In analyzing the data, we were able to group variables into six different areas of Web emphasis: User Customization, User Participation, Multimedia Use, Editorial Branding and Originality, Depth of Content and Revenue Streams.

Customization includes

  • Homepage customization (allows user to tailor page)
  • Search options (simple or advanced search)
  • RSS feeds — options and prominence
  • Podcasts — options and prominence
  • Mobile phone delivery options

Participation includes

  • Users’ contribution to content
  • Scheduled, live discussions
  • Ability to:
    • e-mail author
    • post comments
    • rate the article/post
    • take a poll
  • List of most-viewed stories
  • List of most-e-mailed stories
  • List of most-linked-to stories

Multimedia includes

Percent of homepage content devoted to:

  • Narrative
  • Photos/non-interactive graphics
  • Video
  • Audio
  • Live stream
  • User blog
  • Live Q & A
  • Slide show
  • Poll
  • Interactive graphic

Editorial Branding includes

  • Breadth of sources
  • Editorial process
  • Use of bylines
  • Direction of story links (internal or external)

Story Depth includes

  • Frequency of updates
  • Use of related story links
  • Use of archive links

Revenue Streams includes

  • Registration requirements
  • Fee-based content
  • Archive fees
  • Number of homepage ads (self-promotional and external)

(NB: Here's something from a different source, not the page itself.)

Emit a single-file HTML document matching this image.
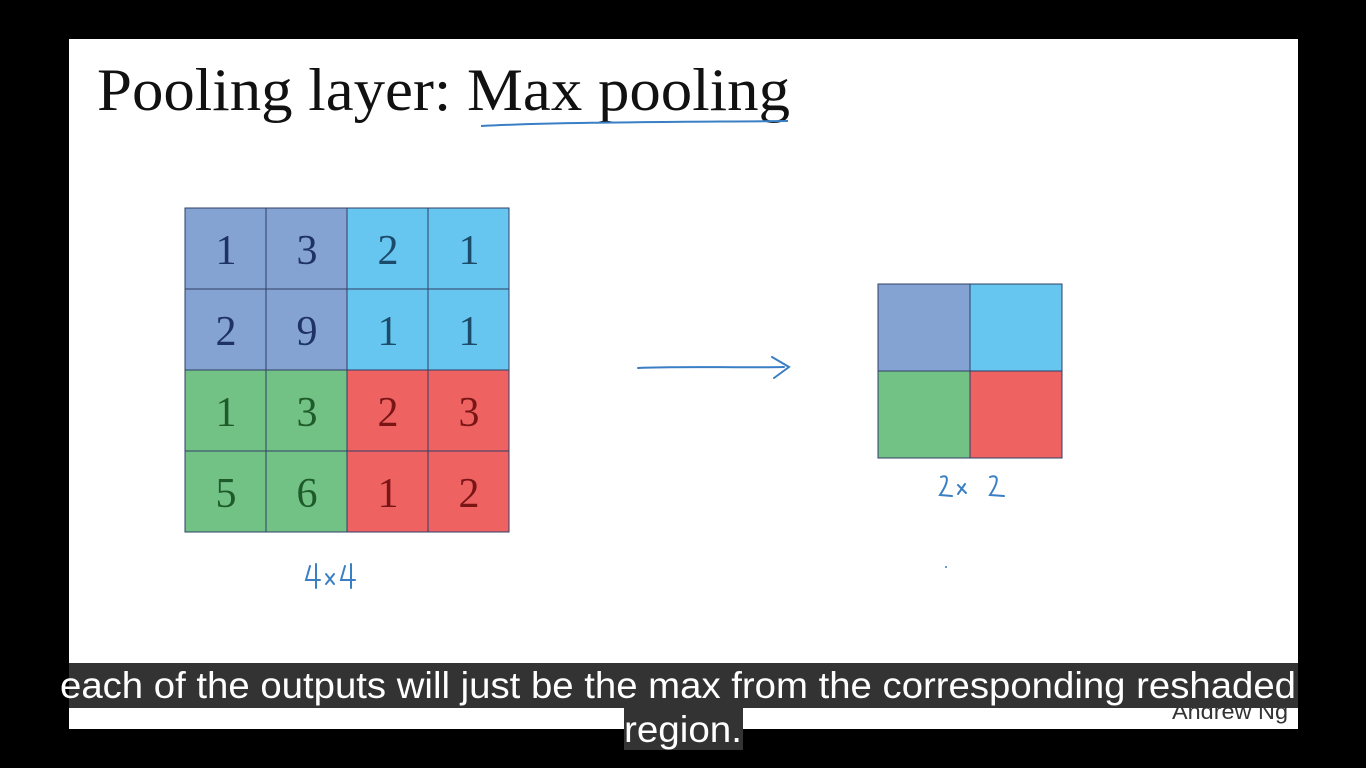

Codes within each variable were translated into a numerical rating from low to high for that particular feature. Then PEJ research analysts produced an Excel template to tally the scores (summing the variables) for each site within the six categories. Thus for each of the six categories, each site had a final score. The range of scores was then divided into four quartiles and sites were marked according to which quartile they fell into.